De fato, todos passamos por momentos que, à primeira vista, parecem terríveis, mas, com o tempo, tornam-se bênçãos. No entanto, certos acontecimentos pessoais ou coletivos são tão dolorosos que não conseguimos sequer conceber uma explicação para eles.
Na verdade, ainda não temos respostas para inúmeras perguntas que fazemos a D’us. Segundo nossos Profetas e Sábios, a redenção total, com o fim de todo sofrimento passado ou presente, só ocorrerá na Era Messiânica. Somente então, quando o mundo alcançar a plenitude, todas as nossas perguntas a D’us serão respondidas.
Por enquanto, é possível que encontremos algum consolo no ensinamento do Talmud de que a recompensa é proporcional ao sofrimento. Se as aflições enfrentadas pelos Filhos de Israel no Egito deram lugar a tantos milagres Divinos, muito maior será a recompensa por dois mil anos de exílio e perseguições que culminaram com o extermínio bárbaro de seis milhões de judeus.
De fato, segundo a mesma obra, todos os milagres de Pessach serão insignificantes em comparação com os que ocorrerão na Era Messiânica.

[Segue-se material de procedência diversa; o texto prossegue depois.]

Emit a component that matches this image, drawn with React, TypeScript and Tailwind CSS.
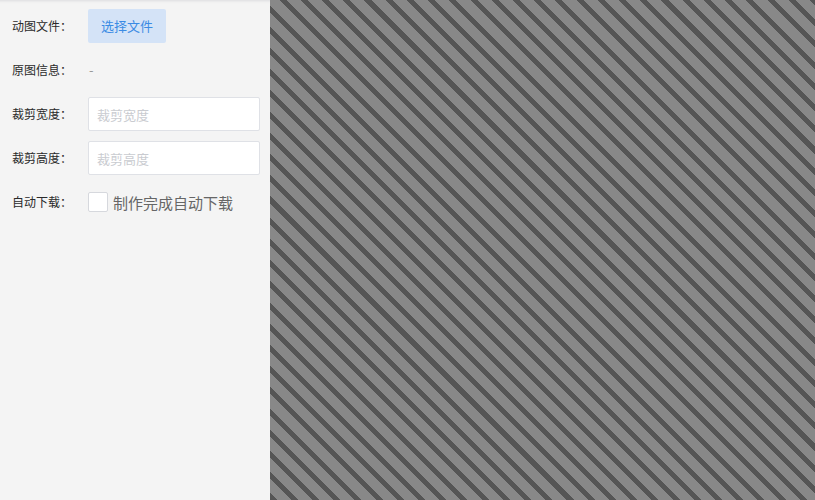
import React from "react";

const font = { fontFamily: '"Noto Sans CJK SC", "Noto Sans", sans-serif' };

function Row({ label, children }: { label: string; children: React.ReactNode }) {
  return (
    <div className="flex h-[34px] items-center">
      <div className="w-[76px] shrink-0 text-[12px] leading-none text-[#2a2a2a]">{label}</div>
      {children}
    </div>
  );
}

export default function App() {
  return (
    <div className="flex h-[500px] w-full overflow-hidden" style={font}>
      <div className="flex w-[270px] shrink-0 flex-col gap-[10px] bg-[#f4f4f4] pl-3 pt-[9px] shadow-[inset_0_4px_3px_-3px_rgba(0,0,40,0.1)]">
        <Row label="动图文件：">
          <button className="h-[34px] w-[78px] rounded-[2px] bg-[#d4e3f7] text-[13px] text-[#3b8be4]">
            选择文件
          </button>
        </Row>
        <Row label="原图信息：">
          <span className="pl-px text-[13px] text-[#999]">-</span>
        </Row>
        <Row label="裁剪宽度：">
          <input
            className="h-[34px] w-[172px] rounded-[2px] border border-[#dfe1e6] bg-white px-2 text-[13px] text-[#333] outline-none placeholder:text-[#c9cbd0]"
            placeholder="裁剪宽度"
          />
        </Row>
        <Row label="裁剪高度：">
          <input
            className="h-[34px] w-[172px] rounded-[2px] border border-[#dfe1e6] bg-white px-2 text-[13px] text-[#333] outline-none placeholder:text-[#c9cbd0]"
            placeholder="裁剪高度"
          />
        </Row>
        <Row label="自动下载：">
          <label className="flex items-center gap-[5px]">
            <span className="h-[20px] w-[20px] rounded-[2px] border border-[#d6d8dd] bg-white" />
            <span className="text-[15px] leading-none text-[#666]">制作完成自动下载</span>
          </label>
        </Row>
      </div>
      <div className="h-full flex-1 bg-[repeating-linear-gradient(45deg,#555555_0px,#555555_5px,#888888_5px,#888888_15px)]" />
    </div>
  );
}
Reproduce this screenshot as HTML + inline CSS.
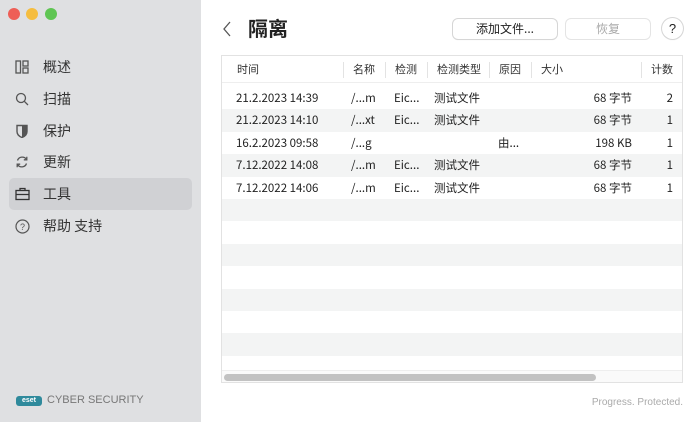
<!DOCTYPE html>
<html><head><meta charset="utf-8"><style>
*{margin:0;padding:0;box-sizing:border-box}
body{width:700px;height:422px;overflow:hidden;background:#fff;font-family:"Liberation Sans","Noto Sans CJK SC",sans-serif;color:#222;position:relative}
.c{font-family:"Noto Sans CJK SC",sans-serif}
.side{position:absolute;left:0;top:0;width:201px;height:422px;background:#dfe0e2}
.dot{position:absolute;top:8px;width:12px;height:12px;border-radius:50%}
.item{position:absolute;left:9px;width:183px;height:32px;border-radius:5px;font-size:14px;color:#333;font-family:"Noto Sans CJK SC",sans-serif}
.item.sel{background:#d0d1d4}
.item span{position:absolute;left:34px;top:0;line-height:32px}
.item svg{position:absolute;left:6px;top:9px}
.main{position:absolute;left:201px;top:0;width:499px;height:422px;background:#fff}
.abs{position:absolute}
.tbl{position:absolute;left:221px;top:55px;width:462px;height:328px;border:1px solid #e2e2e2;background:#fff;overflow:hidden;font-family:"Noto Sans CJK SC",sans-serif}
.hd{position:absolute;left:0;top:0;width:100%;height:27px;font-size:11px;color:#333;border-bottom:1px solid #eee}
.hd div{position:absolute;top:0;line-height:27px}
.hd .sep{position:absolute;top:6px;width:1px;height:16px;background:#e3e3e3}
.row{position:absolute;left:0;width:100%;height:22.4px;font-size:11.5px;color:#222}
.row.g{background:#f3f4f4}
.row div{position:absolute;top:0;line-height:22px;white-space:nowrap}
.btn{position:absolute;top:19px;height:20px;border-radius:5px;font-size:12px;text-align:center;line-height:20px;background:#fff;box-shadow:0 0 0 1px #d6d6d6,0 1px 1px rgba(0,0,0,.1);font-family:"Noto Sans CJK SC",sans-serif}
</style></head><body>
<div class="side">
<div class="dot" style="left:8px;background:#ee5f57"></div>
<div class="dot" style="left:26px;background:#f5bd3f"></div>
<div class="dot" style="left:45px;background:#5fc553"></div>
<div class="item" style="top:51px"><svg width="14" height="14" viewBox="0 0 14 14" fill="none" stroke="#555" stroke-width="1.3"><rect x="1" y="1" width="4.5" height="12"/><rect x="8" y="1" width="5" height="5"/><rect x="8" y="8" width="5" height="5"/></svg><span>概述</span></div>
<div class="item" style="top:83px"><svg width="14" height="14" viewBox="0 0 14 14" fill="none" stroke="#555" stroke-width="1.3"><circle cx="6" cy="6" r="4.5"/><path d="M9.3 9.3L13 13"/></svg><span>扫描</span></div>
<div class="item" style="top:115px"><svg width="14" height="14" viewBox="0 0 14 14"><path d="M2 1.5h10v6c0 3-2.5 5-5 6-2.5-1-5-3-5-6z" fill="none" stroke="#555" stroke-width="1.4"/><path d="M7 1.5h5v6c0 3-2.5 5-5 6z" fill="#555"/></svg><span>保护</span></div>
<div class="item" style="top:146px"><svg width="14" height="14" viewBox="0 0 14 14" fill="none" stroke="#555" stroke-width="1.3"><path d="M11.5 4.5A5 5 0 0 0 2.5 5.5M2.5 9.5a5 5 0 0 0 9-1"/><path d="M11.8 1.8v3h-3M2.2 12.2v-3h3"/></svg><span>更新</span></div>
<div class="item sel" style="top:178px"><svg width="15" height="14" viewBox="0 0 15 14" fill="none" stroke="#333" stroke-width="1.3"><rect x="1" y="3.5" width="13" height="9"/><path d="M5 3.5V1.5h5v2M1 7.5h13"/></svg><span>工具</span></div>
<div class="item" style="top:210px"><svg width="15" height="15" viewBox="0 0 15 15" fill="none" stroke="#555" stroke-width="1.2"><circle cx="7.5" cy="7.5" r="6.5"/><text x="7.5" y="11" font-size="9" text-anchor="middle" fill="#555" stroke="none" font-family="Liberation Sans">?</text></svg><span>帮助 支持</span></div>
<div class="abs" style="left:16px;top:396px;width:26px;height:10px;border-radius:3px;background:#2f8a9c;color:#fff;font-size:7px;font-weight:bold;line-height:10px;text-align:center">eset</div>
<div class="abs" style="left:47px;top:394px;font-size:11px;color:#777">CYBER SECURITY</div>
</div>
<div class="main"></div>
<svg class="abs" style="left:222px;top:21px" width="10" height="16" viewBox="0 0 10 16"><path d="M8 1L2 8l6 7" fill="none" stroke="#555" stroke-width="1.3"/></svg>
<div class="abs c" style="left:248px;top:13px;font-size:20px;font-weight:bold;color:#222;line-height:30px">隔离</div>
<div class="btn" style="left:453px;width:104px">添加文件...</div>
<div class="btn" style="left:566px;width:84px;color:#aaa;box-shadow:0 0 0 1px #e4e4e4">恢复</div>
<div class="abs" style="left:662px;top:18px;width:21px;height:21px;border-radius:50%;box-shadow:0 0 0 1px #d6d6d6,0 1px 1px rgba(0,0,0,.1);text-align:center;line-height:21px;font-size:13px">?</div>
<div class="tbl">
<div class="hd">
<div style="left:15px">时间</div><div class="sep" style="left:121px"></div>
<div style="left:131px">名称</div><div class="sep" style="left:163px"></div>
<div style="left:173px">检测</div><div class="sep" style="left:205px"></div>
<div style="left:215px">检测类型</div><div class="sep" style="left:267px"></div>
<div style="left:277px">原因</div><div class="sep" style="left:309px"></div>
<div style="left:319px">大小</div><div class="sep" style="left:419px"></div>
<div style="left:429px">计数</div>
</div>
<div class="row" style="top:31px"><div style="left:14px">21.2.2023 14:39</div><div style="left:129px">/...m</div><div style="left:172px">Eic...</div><div style="left:212px">测试文件</div><div style="right:50px">68 字节</div><div style="right:9px">2</div></div>
<div class="row g" style="top:53.4px"><div style="left:14px">21.2.2023 14:10</div><div style="left:129px">/...xt</div><div style="left:172px">Eic...</div><div style="left:212px">测试文件</div><div style="right:50px">68 字节</div><div style="right:9px">1</div></div>
<div class="row" style="top:75.8px"><div style="left:14px">16.2.2023 09:58</div><div style="left:129px">/...g</div><div style="left:276px">由...</div><div style="right:50px">198 KB</div><div style="right:9px">1</div></div>
<div class="row g" style="top:98.2px"><div style="left:14px">7.12.2022 14:08</div><div style="left:129px">/...m</div><div style="left:172px">Eic...</div><div style="left:212px">测试文件</div><div style="right:50px">68 字节</div><div style="right:9px">1</div></div>
<div class="row" style="top:120.6px"><div style="left:14px">7.12.2022 14:06</div><div style="left:129px">/...m</div><div style="left:172px">Eic...</div><div style="left:212px">测试文件</div><div style="right:50px">68 字节</div><div style="right:9px">1</div></div>
<div class="row g" style="top:143px"></div>
<div class="row g" style="top:187.8px"></div>
<div class="row g" style="top:232.6px"></div>
<div class="row g" style="top:277.4px"></div>
<div class="abs" style="left:0;top:314px;width:100%;height:14px;background:#fafafa;border-top:1px solid #eee"></div>
<div class="abs" style="left:2px;top:318px;width:372px;height:7px;border-radius:4px;background:#c2c2c2"></div>
</div>
<div class="abs" style="right:17px;top:397px;font-size:10px;color:#aaa">Progress. Protected.</div>
</body></html>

Talvez, então, o mundo seja tão transformado e a alegria tão imensa que nós, judeus, finalmente consigamos superar até mesmo os momentos mais dolorosos de nossa história, em particular, o Holocausto.
O início do Seder de Pessach, como tudo na refeição cerimonial, é profundamente significativo: quatro filhos, que representam todos nós, fazem ao pai, que simboliza D’us, as famosas Quatro Perguntas: Ma Nishtaná Haláila Hazé Mikôl Halelôt? (Por que esta noite é diferente de todas as outras?). Por trás delas, encontra-se a mais difícil e misteriosa de todas: a mesma que Moshe Rabenu dirigiu a D’us sobre o sofrimento humano, uma indagação que ressoa ao longo da história há mais de três milênios.
Sim, fazemos muitas perguntas a D’us e não pararemos até que tenhamos as respostas ou, melhor ainda, até que não haja mais necessidade de fazê-las porque todo sofrimento, passado ou presente, terá sido completamente dissolvido na paz e no júbilo que envolverão o mundo.
Que esse dia chegue em breve, muito em breve, antes mesmo do que possamos imaginar.